PROVIDED MATERIAL:
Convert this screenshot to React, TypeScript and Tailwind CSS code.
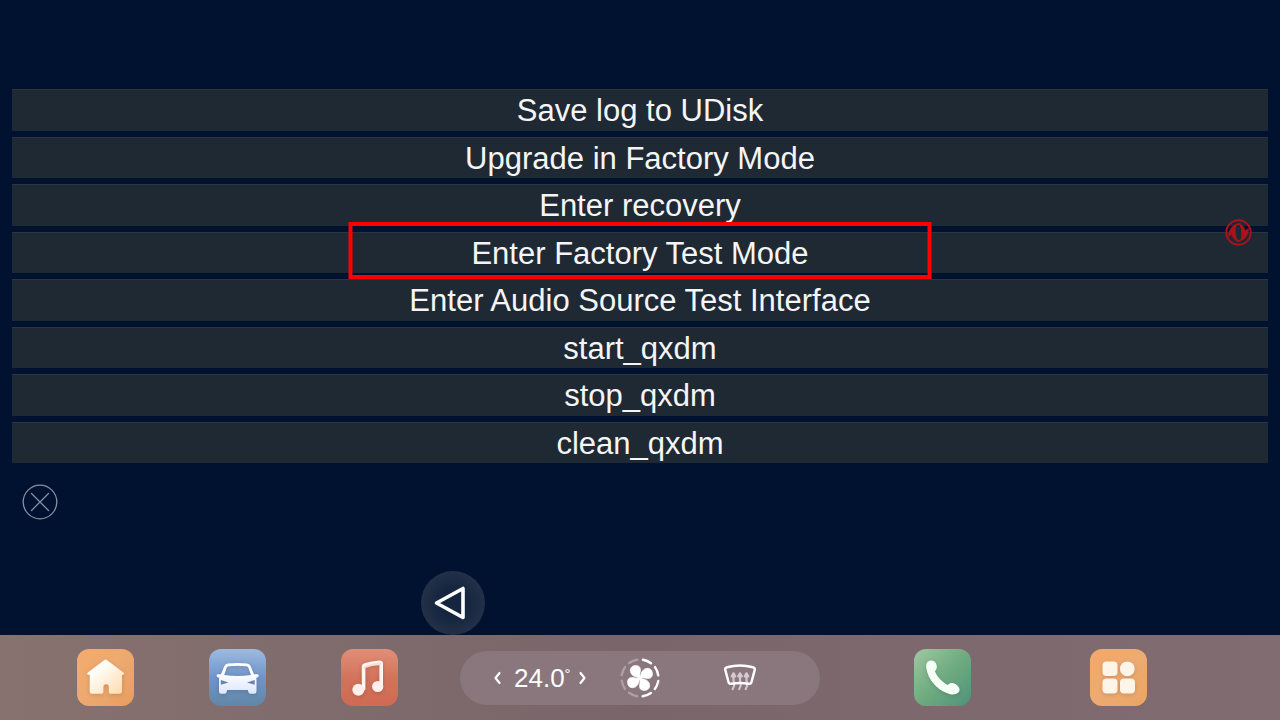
import React from 'react';

const menuItems = [
    { label: 'Save log to UDisk' },
    { label: 'Upgrade in Factory Mode' },
    { label: 'Enter recovery' },
    { label: 'Enter Factory Test Mode', marked: true },
    { label: 'Enter Audio Source Test Interface' },
    { label: 'start_qxdm' },
    { label: 'stop_qxdm' },
    { label: 'clean_qxdm' },
];

interface DockButtonProps {
    label: string;
    className: string;
    children: React.ReactNode;
}

const DockButton: React.FC<DockButtonProps> = ({ label, className, children }) => (
    <button aria-label={label} className={`size-[57px] shrink-0 rounded-xl ${className}`}>
        <svg viewBox="0 0 57 57" className="size-full drop-shadow-sm">
            {children}
        </svg>
    </button>
);

const HomeIcon = () => (
    <>
        <defs>
            <linearGradient id="home" x1="0" y1="0" x2="1" y2="1">
                <stop offset="0.3" stopColor="#fffdf8" />
                <stop offset="1" stopColor="#ffd9a8" />
            </linearGradient>
        </defs>
        <path
            d="M27 11.2q1.7-1.2 3.2 0L46.5 23.5q1.7 1.8-.5 2.2H45V42.5q0 2.3-2.3 2.3H33.5q-1.7 0-1.7-1.7V38a2.7 2.7 0 0 0-5.4 0v5.1q0 1.7-1.7 1.7H15q-2.3 0-2.3-2.3V25.7H11.3q-2.2-.4-.5-2.2z"
            fill="url(#home)"
        />
    </>
);

const CarIcon = () => (
    <>
        <defs>
            <linearGradient id="car" x1="0" y1="0" x2="0" y2="1">
                <stop offset="0.3" stopColor="#ffffff" />
                <stop offset="1" stopColor="#dce6ff" />
            </linearGradient>
        </defs>
        <path
            fillRule="evenodd"
            fill="url(#car)"
            d="M19 14.5Q28.5 13.3 38 14.5Q40.5 14.8 41.6 17L45 25.3H48.5Q50 25.5 49.7 27Q49.5 28.8 47.3 28.8Q47.5 30 47.5 32V42.5Q47.5 44.8 45 44.8H41.5Q39.5 44.8 39.3 42.8L38.8 41H18.2L17.7 42.8Q17.5 44.8 15.5 44.8H12Q10 44.8 10 42.5V32Q10 30 10.2 28.8Q8 28.8 7.6 27Q7.3 25.5 9 25.3H12L15.4 17Q16.5 14.8 19 14.5ZM19.5 17.3Q18.2 17.5 17.7 18.5L15.2 26Q28.5 28 42 26L39.3 18.5Q38.7 17.5 37.5 17.3Q28.5 16.4 19.5 17.3ZM11.8 31L19.5 33.5L11.8 35.8ZM45.7 31L38 33.5L45.7 35.8Z"
        />
    </>
);

const MusicIcon = () => (
    <>
        <path
            d="M22.6 40V17.6Q22.6 16.5 24 16Q31 13.6 38.5 13.2Q40.2 13.1 40.2 14.5V37"
            fill="none"
            stroke="#fff5f3"
            strokeWidth="3.6"
            strokeLinecap="round"
            strokeLinejoin="round"
        />
        <path d="M22.5 17.5Q31 14 40 13.5V16Q31 16.2 22.5 19.5Z" fill="#fbdcd6" />
        <circle cx="17.3" cy="40.7" r="6" fill="#fff0ed" />
        <circle cx="36.7" cy="37.5" r="5.6" fill="#fff0ed" />
    </>
);

const PhoneIcon = () => (
    <path
        d="M12.2 18.5Q11.6 12.5 16.5 11.6Q21 11.3 22.6 16Q23.5 20 20.9 22.5Q24.2 30.5 33.5 36Q36.5 32.5 41.5 35Q46.5 38.5 45.3 42Q43.5 46 37 45.4Q28 43.5 21 36.3Q13.5 28.5 12.2 18.5Z"
        fill="#f6fff6"
    />
);

const AppsIcon = () => (
    <g fill="#fff4e8">
        <rect x="12.5" y="12.5" width="15" height="14.5" rx="4" />
        <circle cx="37.3" cy="19.8" r="7.4" />
        <rect x="12.5" y="29.5" width="15" height="15" rx="4" />
        <rect x="30" y="29.5" width="15" height="15" rx="4" />
    </g>
);

const FanIcon = () => (
    <svg viewBox="0 0 40 40" className="size-10">
        {[0, 1, 2, 3, 4, 5, 6, 7].map((i) => (
            <path
                key={i}
                d="M22.9 1.7A18.5 18.5 0 0 1 31 5.2"
                transform={`rotate(${i * 45} 20 20)`}
                fill="none"
                stroke="#ffffff"
                strokeOpacity={i < 4 ? 1 : 0.3}
                strokeWidth="2.4"
                strokeLinecap="round"
            />
        ))}
        {[0, 90, 180, 270].map((angle) => (
            <path
                key={angle}
                d="M19.3 19.6C15 19.4 10.3 17 10.3 12.5C10.3 9 13 7.5 15.8 7.5C19.8 7.5 21 10.5 20.4 13.5C19.8 16 19.6 17 20.4 19Z"
                transform={`rotate(${angle} 20 20)`}
                fill="#ffffff"
                stroke="#ffffff"
                strokeWidth="0.6"
            />
        ))}
        <circle cx="20" cy="20" r="1.5" fill="#ffffff" />
    </svg>
);

const DefrostIcon = () => (
    <svg viewBox="0 0 34 28" className="h-7 w-[34px]" fill="none" strokeLinecap="round" strokeLinejoin="round">
        <g stroke="#d3cacf" strokeWidth="2.2">
            {[10.5, 17, 23.5].map((x) => (
                <g key={x} transform={`translate(${x} 0)`}>
                    <path d="M0 10V15.5Q0 18 .7 19.5Q1.2 22-.8 25" />
                    <path d="M-1.8 12.3L0 9.3L1.8 12.3Z" fill="#d3cacf" />
                </g>
            ))}
        </g>
        <path
            d="M4 3.2Q17-.4 30 3.2Q32.3 3.9 31.7 6L28.5 18Q28 20.1 25.5 19.8Q17 18.2 8.5 19.8Q6 20.1 5.5 18L2.3 6Q1.7 3.9 4 3.2Z"
            stroke="#ffffff"
            strokeWidth="2.5"
        />
    </svg>
);

const BrandLogo = () => (
    <svg viewBox="0 0 27 27" className="size-[27px]" fill="#b0101c">
        <circle cx="13.5" cy="13.5" r="12.2" fill="none" stroke="#b0101c" strokeWidth="1.9" />
        <path d="M16.5 4C10.5 6 9 15 13.5 22.5C9.5 21.5 7.3 19 6.8 15.5L3.2 18C3 10.5 8.5 3.5 16.5 4Z" />
        <path d="M10.5 23C16.5 21 18 12 13.500 4.500C17.500 5.500 19.700 8 20.200 11.500L23.800 9C24 16.500 18.500 23.500 10.500 23Z" />
        <ellipse cx="13.5" cy="13.5" rx="2.8" ry="7.6" transform="rotate(-8 13.5 13.5)" fill="#1f2a34" />
    </svg>
);

export default function App() {
    return (
        <div className="flex min-h-screen flex-col bg-[#00122f] font-['Liberation_Sans',sans-serif] text-white">
            <main className="relative flex-1 px-3 pt-[89px]">
                <ul className="grid min-h-[374px] auto-rows-fr gap-1.5">
                    {menuItems.map((item) => (
                        <li key={item.label} className="relative">
                            <button className="size-full border-t border-[#2b353e] bg-[#1f2934] pt-0.5 text-[31px] leading-9 text-[#f5f5f5]">
                                {item.label}
                            </button>
                            {item.marked && (
                                <span className="pointer-events-none absolute -top-2.5 -bottom-1.5 left-1/2 z-10 w-[583px] -translate-x-1/2 border-4 border-[#ff0000]" />
                            )}
                        </li>
                    ))}
                </ul>

                <button aria-label="Close" className="mt-[21px] ml-2.5 block size-9">
                    <svg viewBox="0 0 36 36" className="size-full" fill="none" stroke="#8490a0" strokeWidth="1.3" strokeLinecap="round">
                        <circle cx="18" cy="18" r="16.8" />
                        <path d="M9.5 9.5L26.5 26.5M26.5 9.5L9.5 26.5" />
                    </svg>
                </button>

                {/* floating controls */}
                <div className="absolute top-[219px] right-7">
                    <BrandLogo />
                </div>
                <button
                    aria-label="Back"
                    className="absolute bottom-0 left-[421px] size-16 rounded-full bg-radial from-[#16253f] from-30% to-[#2b384e]"
                >
                    <svg viewBox="0 0 64 64" className="size-full" fill="none" stroke="#ffffff" strokeWidth="3.6" strokeLinejoin="round">
                        <path d="M42 17.5V46.5L15.5 32Z" />
                    </svg>
                </button>
            </main>

            <footer className="grid grid-cols-[1fr_auto_1fr] items-center bg-linear-to-r from-[#87726f] via-[#79656a] to-[#806c71] py-3.5">
                <nav className="flex justify-between pr-[62px] pl-[77px]">
                    <DockButton label="Home" className="bg-linear-to-br from-[#f5ab6c] via-[#eda970] to-[#e89d5f]">
                        <HomeIcon />
                    </DockButton>
                    <DockButton label="Vehicle" className="bg-linear-to-b from-[#9dbbe0] via-[#7194ca] to-[#6187a6]">
                        <CarIcon />
                    </DockButton>
                    <DockButton label="Music" className="bg-linear-to-b from-[#e18f78] via-[#d3735c] to-[#cf6a53]">
                        <MusicIcon />
                    </DockButton>
                </nav>

                <section className="flex h-[54px] w-[360px] items-center rounded-full bg-[#8a777d] pl-7">
                    <button aria-label="Lower temperature" className="w-5">
                        <svg viewBox="0 0 20 20" className="size-5" fill="none" stroke="#ffffff" strokeWidth="2.2" strokeLinecap="round" strokeLinejoin="round">
                            <path d="M11.5 5L7.5 10L11.5 15" />
                        </svg>
                    </button>
                    <span className="ml-1.5 flex w-[58px] items-start text-[26px] leading-7">
                        24.0<span className="text-[15px] leading-5">°</span>
                    </span>
                    <button aria-label="Raise temperature" className="w-5">
                        <svg viewBox="0 0 20 20" className="size-5" fill="none" stroke="#ffffff" strokeWidth="2.2" strokeLinecap="round" strokeLinejoin="round">
                            <path d="M8.5 5L12.5 10L8.5 15" />
                        </svg>
                    </button>
                    <button aria-label="Fan" className="ml-7">
                        <FanIcon />
                    </button>
                    <button aria-label="Defrost" className="ml-[63px]">
                        <DefrostIcon />
                    </button>
                </section>

                <nav className="flex justify-between pr-[133px] pl-[94px]">
                    <DockButton label="Phone" className="bg-linear-to-br from-[#a0c8a2] via-[#6fac80] to-[#4f917a]">
                        <PhoneIcon />
                    </DockButton>
                    <DockButton label="Apps" className="bg-linear-to-br from-[#f3a967] via-[#edaa72] to-[#eba663]">
                        <AppsIcon />
                    </DockButton>
                </nav>
            </footer>
        </div>
    );
}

WHAT THIS TASK INVOLVES:
Exactly as they appear, print the lines of the listing above from its first line through the line that contains "import React from 'react';", minus the pictures.

SOLUTION FOR THIS PROBLEM:
Convert this screenshot to React, TypeScript and Tailwind CSS code.
import React from 'react';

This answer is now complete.